Do we smell a Budget allocation coming on? Keep reading.

“More centrally, in the more technical area of cybersecurity, in her judgement, she said this publicly, we’re about five years behind where we should really be. She’s paid due regard to the work done by the previous Parliament, the 46th Parliament, to pass certain laws that have dealt with certain parts of this problem. So, the critical infrastructure legislation passed the Parliament in March, for instance, gives us some world-leading authorities in terms of dealing with cyberattacks on critical infrastructure. The hack of Optus was not that.”

So what was it then? Mike’s got a fair idea.
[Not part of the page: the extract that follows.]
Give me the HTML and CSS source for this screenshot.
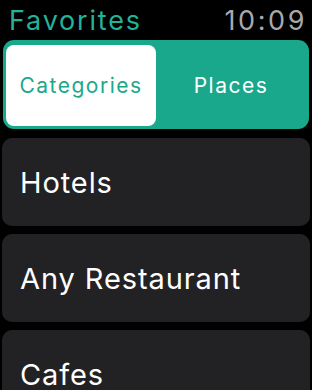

“I don’t want to in any way diminish or downplay the significance either of that incident itself or the consequences that that has for people at the level of their only personal identity security and, therefore, their own anxiety about their security, and the prospect there for fraud. I don’t want to downplay that at all. But in terms of the risks that we’re trying to manage there are regrettably, I have to say, more catastrophic, more consequential and darker scenarios that can very easily be painted that could well unfold. I hope I’m not proven right tonight.”

Ouch. Mike cautions it’s time to respect the awesome power of the internet and not degrade it with furry friends.

“Now, some of that has been devoted to our obsession with viewing cat videos and looking at the other rubbish that we scroll through on our social media. I don’t know why humanity would have devoted so much effort just for that purpose.”